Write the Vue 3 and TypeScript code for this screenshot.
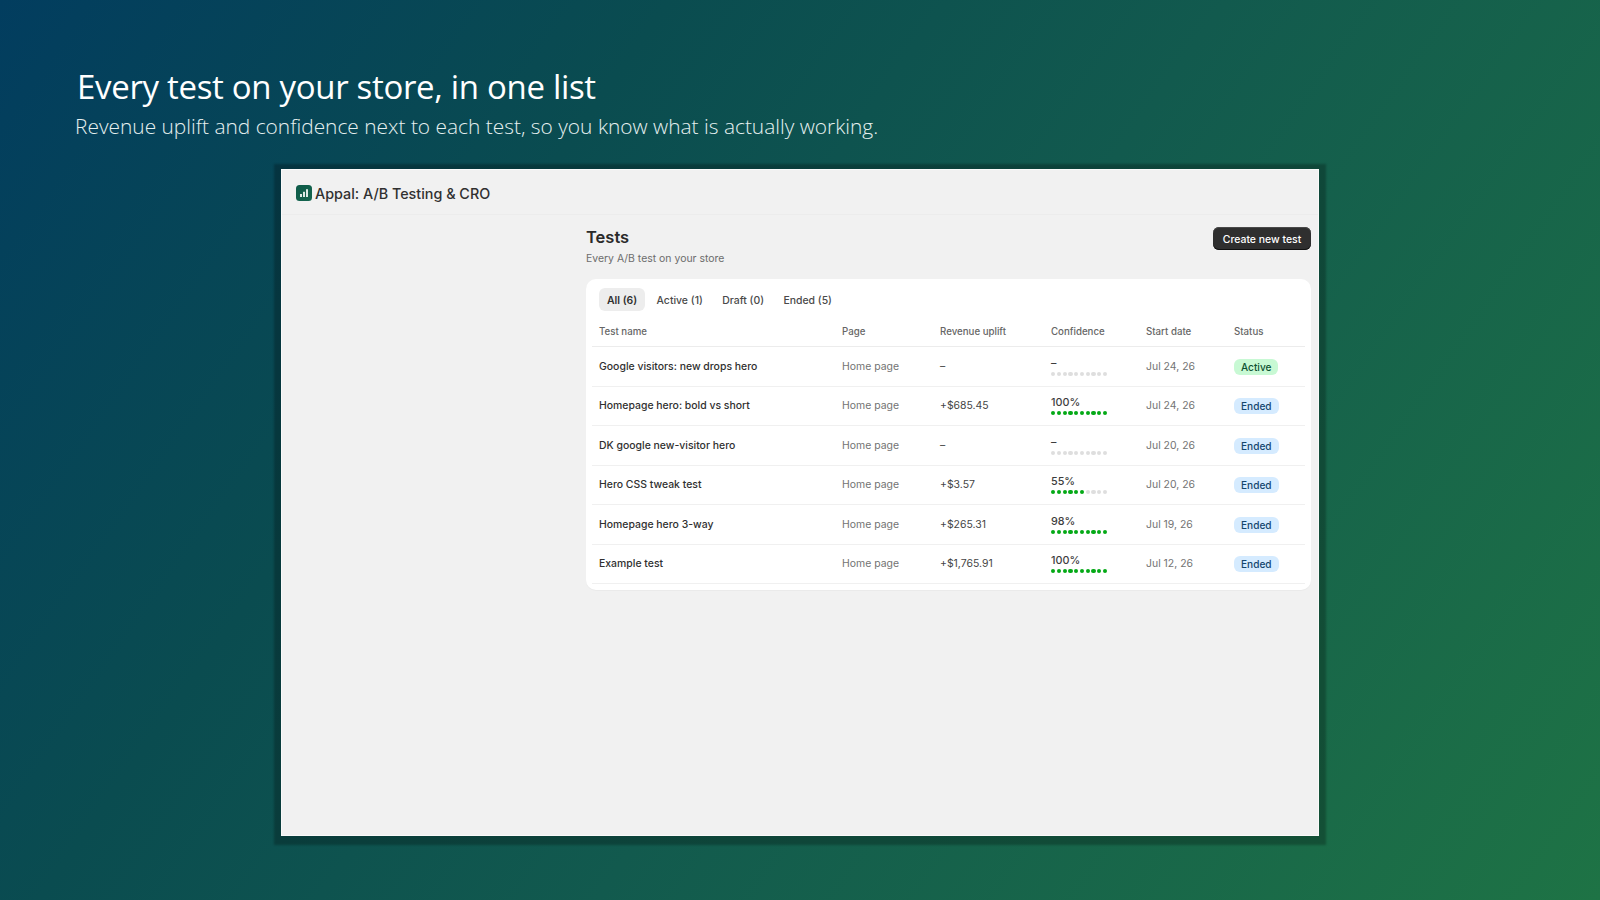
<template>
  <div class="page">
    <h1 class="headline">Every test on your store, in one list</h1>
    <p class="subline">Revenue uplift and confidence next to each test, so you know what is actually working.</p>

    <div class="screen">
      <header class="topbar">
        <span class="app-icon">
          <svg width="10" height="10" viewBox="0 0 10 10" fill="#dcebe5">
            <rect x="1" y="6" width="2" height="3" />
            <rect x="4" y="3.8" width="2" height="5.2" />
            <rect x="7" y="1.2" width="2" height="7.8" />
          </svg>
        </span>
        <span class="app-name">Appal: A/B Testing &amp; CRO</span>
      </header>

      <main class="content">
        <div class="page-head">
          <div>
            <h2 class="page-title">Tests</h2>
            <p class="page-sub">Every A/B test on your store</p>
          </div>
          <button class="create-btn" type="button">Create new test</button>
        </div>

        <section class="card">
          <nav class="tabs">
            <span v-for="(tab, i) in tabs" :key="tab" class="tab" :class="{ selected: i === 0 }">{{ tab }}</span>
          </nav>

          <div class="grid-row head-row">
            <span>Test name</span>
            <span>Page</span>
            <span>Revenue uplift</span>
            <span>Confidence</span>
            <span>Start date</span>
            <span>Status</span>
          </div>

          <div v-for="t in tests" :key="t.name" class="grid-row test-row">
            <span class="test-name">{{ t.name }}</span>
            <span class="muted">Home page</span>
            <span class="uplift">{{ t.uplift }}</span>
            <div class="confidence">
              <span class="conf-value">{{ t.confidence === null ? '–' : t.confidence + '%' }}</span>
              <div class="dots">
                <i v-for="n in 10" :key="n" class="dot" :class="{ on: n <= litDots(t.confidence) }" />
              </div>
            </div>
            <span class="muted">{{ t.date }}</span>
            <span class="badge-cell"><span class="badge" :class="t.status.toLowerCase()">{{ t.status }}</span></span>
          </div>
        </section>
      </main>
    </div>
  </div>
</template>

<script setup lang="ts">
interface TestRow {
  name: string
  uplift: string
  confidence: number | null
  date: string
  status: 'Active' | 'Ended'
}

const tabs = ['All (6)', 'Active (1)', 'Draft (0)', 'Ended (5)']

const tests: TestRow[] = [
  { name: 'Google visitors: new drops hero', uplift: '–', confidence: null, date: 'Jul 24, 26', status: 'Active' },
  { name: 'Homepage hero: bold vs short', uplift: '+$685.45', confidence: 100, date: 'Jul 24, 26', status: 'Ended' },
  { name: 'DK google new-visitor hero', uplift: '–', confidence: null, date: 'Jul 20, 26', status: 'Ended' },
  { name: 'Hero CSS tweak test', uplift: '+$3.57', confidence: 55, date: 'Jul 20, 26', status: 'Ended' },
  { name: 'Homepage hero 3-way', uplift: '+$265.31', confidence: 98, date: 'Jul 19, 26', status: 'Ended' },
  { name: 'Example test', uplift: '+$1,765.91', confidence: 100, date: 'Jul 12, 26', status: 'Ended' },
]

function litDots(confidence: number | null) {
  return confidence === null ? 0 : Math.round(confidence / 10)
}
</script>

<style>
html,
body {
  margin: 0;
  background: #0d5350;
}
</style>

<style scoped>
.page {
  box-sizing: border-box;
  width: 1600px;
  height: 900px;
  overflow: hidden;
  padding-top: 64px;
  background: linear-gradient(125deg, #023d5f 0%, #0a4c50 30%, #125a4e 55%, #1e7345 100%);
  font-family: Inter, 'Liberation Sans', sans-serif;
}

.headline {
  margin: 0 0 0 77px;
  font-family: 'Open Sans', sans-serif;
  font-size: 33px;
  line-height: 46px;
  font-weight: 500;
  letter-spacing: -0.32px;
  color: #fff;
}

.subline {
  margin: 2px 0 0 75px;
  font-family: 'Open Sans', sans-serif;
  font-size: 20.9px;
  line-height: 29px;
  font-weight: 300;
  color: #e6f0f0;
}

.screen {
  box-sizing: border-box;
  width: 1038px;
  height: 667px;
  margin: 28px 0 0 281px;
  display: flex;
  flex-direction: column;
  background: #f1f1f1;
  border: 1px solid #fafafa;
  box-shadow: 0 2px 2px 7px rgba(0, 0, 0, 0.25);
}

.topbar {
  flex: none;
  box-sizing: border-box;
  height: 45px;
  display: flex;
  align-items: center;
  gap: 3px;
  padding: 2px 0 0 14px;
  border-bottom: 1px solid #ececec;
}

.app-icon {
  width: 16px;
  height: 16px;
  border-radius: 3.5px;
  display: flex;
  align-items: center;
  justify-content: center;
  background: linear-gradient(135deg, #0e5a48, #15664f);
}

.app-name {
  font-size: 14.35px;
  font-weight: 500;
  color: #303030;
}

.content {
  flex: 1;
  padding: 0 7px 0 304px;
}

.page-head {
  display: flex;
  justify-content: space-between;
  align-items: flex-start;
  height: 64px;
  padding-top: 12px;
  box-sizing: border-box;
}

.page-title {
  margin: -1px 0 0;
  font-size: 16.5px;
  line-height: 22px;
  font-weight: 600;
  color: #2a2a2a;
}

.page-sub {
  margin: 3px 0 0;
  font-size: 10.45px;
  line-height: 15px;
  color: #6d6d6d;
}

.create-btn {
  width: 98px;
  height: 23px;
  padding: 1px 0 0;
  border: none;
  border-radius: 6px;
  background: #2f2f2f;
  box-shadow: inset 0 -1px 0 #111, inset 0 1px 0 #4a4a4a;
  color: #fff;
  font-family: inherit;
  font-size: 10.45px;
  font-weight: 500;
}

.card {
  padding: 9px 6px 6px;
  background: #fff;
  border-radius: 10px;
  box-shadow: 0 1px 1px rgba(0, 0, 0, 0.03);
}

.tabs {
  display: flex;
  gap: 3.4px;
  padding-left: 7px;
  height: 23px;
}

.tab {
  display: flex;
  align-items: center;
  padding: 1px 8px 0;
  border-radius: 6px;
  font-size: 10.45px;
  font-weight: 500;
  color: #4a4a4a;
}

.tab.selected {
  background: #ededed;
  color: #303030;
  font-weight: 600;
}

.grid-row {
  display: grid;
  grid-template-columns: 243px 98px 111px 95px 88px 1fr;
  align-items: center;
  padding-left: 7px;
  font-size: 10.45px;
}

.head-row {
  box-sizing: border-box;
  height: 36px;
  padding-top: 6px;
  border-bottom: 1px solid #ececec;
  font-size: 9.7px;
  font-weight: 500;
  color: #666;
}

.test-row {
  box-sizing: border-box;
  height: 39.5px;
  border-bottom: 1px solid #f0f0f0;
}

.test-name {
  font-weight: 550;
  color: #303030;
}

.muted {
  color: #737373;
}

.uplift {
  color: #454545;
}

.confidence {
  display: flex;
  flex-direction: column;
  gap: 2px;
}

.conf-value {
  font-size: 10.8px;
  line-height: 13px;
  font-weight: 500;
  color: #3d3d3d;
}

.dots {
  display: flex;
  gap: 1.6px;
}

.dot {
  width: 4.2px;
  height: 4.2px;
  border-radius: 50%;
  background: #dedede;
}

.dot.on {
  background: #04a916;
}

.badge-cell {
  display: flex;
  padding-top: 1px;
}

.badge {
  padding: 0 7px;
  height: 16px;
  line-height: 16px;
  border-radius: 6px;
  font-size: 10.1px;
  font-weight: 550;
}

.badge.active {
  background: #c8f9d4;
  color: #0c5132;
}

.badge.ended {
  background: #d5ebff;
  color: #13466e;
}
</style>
═══
● **Given task**:
Print the complete listing exactly, apart from any pictures.

● **Answer below**:
Write the Vue 3 and TypeScript code for this screenshot.
<template>
  <div class="page">
    <h1 class="headline">Every test on your store, in one list</h1>
    <p class="subline">Revenue uplift and confidence next to each test, so you know what is actually working.</p>

    <div class="screen">
      <header class="topbar">
        <span class="app-icon">
          <svg width="10" height="10" viewBox="0 0 10 10" fill="#dcebe5">
            <rect x="1" y="6" width="2" height="3" />
            <rect x="4" y="3.8" width="2" height="5.2" />
            <rect x="7" y="1.2" width="2" height="7.8" />
          </svg>
        </span>
        <span class="app-name">Appal: A/B Testing &amp; CRO</span>
      </header>

      <main class="content">
        <div class="page-head">
          <div>
            <h2 class="page-title">Tests</h2>
            <p class="page-sub">Every A/B test on your store</p>
          </div>
          <button class="create-btn" type="button">Create new test</button>
        </div>

        <section class="card">
          <nav class="tabs">
            <span v-for="(tab, i) in tabs" :key="tab" class="tab" :class="{ selected: i === 0 }">{{ tab }}</span>
          </nav>

          <div class="grid-row head-row">
            <span>Test name</span>
            <span>Page</span>
            <span>Revenue uplift</span>
            <span>Confidence</span>
            <span>Start date</span>
            <span>Status</span>
          </div>

          <div v-for="t in tests" :key="t.name" class="grid-row test-row">
            <span class="test-name">{{ t.name }}</span>
            <span class="muted">Home page</span>
            <span class="uplift">{{ t.uplift }}</span>
            <div class="confidence">
              <span class="conf-value">{{ t.confidence === null ? '–' : t.confidence + '%' }}</span>
              <div class="dots">
                <i v-for="n in 10" :key="n" class="dot" :class="{ on: n <= litDots(t.confidence) }" />
              </div>
            </div>
            <span class="muted">{{ t.date }}</span>
            <span class="badge-cell"><span class="badge" :class="t.status.toLowerCase()">{{ t.status }}</span></span>
          </div>
        </section>
      </main>
    </div>
  </div>
</template>

<script setup lang="ts">
interface TestRow {
  name: string
  uplift: string
  confidence: number | null
  date: string
  status: 'Active' | 'Ended'
}

const tabs = ['All (6)', 'Active (1)', 'Draft (0)', 'Ended (5)']

const tests: TestRow[] = [
  { name: 'Google visitors: new drops hero', uplift: '–', confidence: null, date: 'Jul 24, 26', status: 'Active' },
  { name: 'Homepage hero: bold vs short', uplift: '+$685.45', confidence: 100, date: 'Jul 24, 26', status: 'Ended' },
  { name: 'DK google new-visitor hero', uplift: '–', confidence: null, date: 'Jul 20, 26', status: 'Ended' },
  { name: 'Hero CSS tweak test', uplift: '+$3.57', confidence: 55, date: 'Jul 20, 26', status: 'Ended' },
  { name: 'Homepage hero 3-way', uplift: '+$265.31', confidence: 98, date: 'Jul 19, 26', status: 'Ended' },
  { name: 'Example test', uplift: '+$1,765.91', confidence: 100, date: 'Jul 12, 26', status: 'Ended' },
]

function litDots(confidence: number | null) {
  return confidence === null ? 0 : Math.round(confidence / 10)
}
</script>

<style>
html,
body {
  margin: 0;
  background: #0d5350;
}
</style>

<style scoped>
.page {
  box-sizing: border-box;
  width: 1600px;
  height: 900px;
  overflow: hidden;
  padding-top: 64px;
  background: linear-gradient(125deg, #023d5f 0%, #0a4c50 30%, #125a4e 55%, #1e7345 100%);
  font-family: Inter, 'Liberation Sans', sans-serif;
}

.headline {
  margin: 0 0 0 77px;
  font-family: 'Open Sans', sans-serif;
  font-size: 33px;
  line-height: 46px;
  font-weight: 500;
  letter-spacing: -0.32px;
  color: #fff;
}

.subline {
  margin: 2px 0 0 75px;
  font-family: 'Open Sans', sans-serif;
  font-size: 20.9px;
  line-height: 29px;
  font-weight: 300;
  color: #e6f0f0;
}

.screen {
  box-sizing: border-box;
  width: 1038px;
  height: 667px;
  margin: 28px 0 0 281px;
  display: flex;
  flex-direction: column;
  background: #f1f1f1;
  border: 1px solid #fafafa;
  box-shadow: 0 2px 2px 7px rgba(0, 0, 0, 0.25);
}

.topbar {
  flex: none;
  box-sizing: border-box;
  height: 45px;
  display: flex;
  align-items: center;
  gap: 3px;
  padding: 2px 0 0 14px;
  border-bottom: 1px solid #ececec;
}

.app-icon {
  width: 16px;
  height: 16px;
  border-radius: 3.5px;
  display: flex;
  align-items: center;
  justify-content: center;
  background: linear-gradient(135deg, #0e5a48, #15664f);
}

.app-name {
  font-size: 14.35px;
  font-weight: 500;
  color: #303030;
}

.content {
  flex: 1;
  padding: 0 7px 0 304px;
}

.page-head {
  display: flex;
  justify-content: space-between;
  align-items: flex-start;
  height: 64px;
  padding-top: 12px;
  box-sizing: border-box;
}

.page-title {
  margin: -1px 0 0;
  font-size: 16.5px;
  line-height: 22px;
  font-weight: 600;
  color: #2a2a2a;
}

.page-sub {
  margin: 3px 0 0;
  font-size: 10.45px;
  line-height: 15px;
  color: #6d6d6d;
}

.create-btn {
  width: 98px;
  height: 23px;
  padding: 1px 0 0;
  border: none;
  border-radius: 6px;
  background: #2f2f2f;
  box-shadow: inset 0 -1px 0 #111, inset 0 1px 0 #4a4a4a;
  color: #fff;
  font-family: inherit;
  font-size: 10.45px;
  font-weight: 500;
}

.card {
  padding: 9px 6px 6px;
  background: #fff;
  border-radius: 10px;
  box-shadow: 0 1px 1px rgba(0, 0, 0, 0.03);
}

.tabs {
  display: flex;
  gap: 3.4px;
  padding-left: 7px;
  height: 23px;
}

.tab {
  display: flex;
  align-items: center;
  padding: 1px 8px 0;
  border-radius: 6px;
  font-size: 10.45px;
  font-weight: 500;
  color: #4a4a4a;
}

.tab.selected {
  background: #ededed;
  color: #303030;
  font-weight: 600;
}

.grid-row {
  display: grid;
  grid-template-columns: 243px 98px 111px 95px 88px 1fr;
  align-items: center;
  padding-left: 7px;
  font-size: 10.45px;
}

.head-row {
  box-sizing: border-box;
  height: 36px;
  padding-top: 6px;
  border-bottom: 1px solid #ececec;
  font-size: 9.7px;
  font-weight: 500;
  color: #666;
}

.test-row {
  box-sizing: border-box;
  height: 39.5px;
  border-bottom: 1px solid #f0f0f0;
}

.test-name {
  font-weight: 550;
  color: #303030;
}

.muted {
  color: #737373;
}

.uplift {
  color: #454545;
}

.confidence {
  display: flex;
  flex-direction: column;
  gap: 2px;
}

.conf-value {
  font-size: 10.8px;
  line-height: 13px;
  font-weight: 500;
  color: #3d3d3d;
}

.dots {
  display: flex;
  gap: 1.6px;
}

.dot {
  width: 4.2px;
  height: 4.2px;
  border-radius: 50%;
  background: #dedede;
}

.dot.on {
  background: #04a916;
}

.badge-cell {
  display: flex;
  padding-top: 1px;
}

.badge {
  padding: 0 7px;
  height: 16px;
  line-height: 16px;
  border-radius: 6px;
  font-size: 10.1px;
  font-weight: 550;
}

.badge.active {
  background: #c8f9d4;
  color: #0c5132;
}

.badge.ended {
  background: #d5ebff;
  color: #13466e;
}
</style>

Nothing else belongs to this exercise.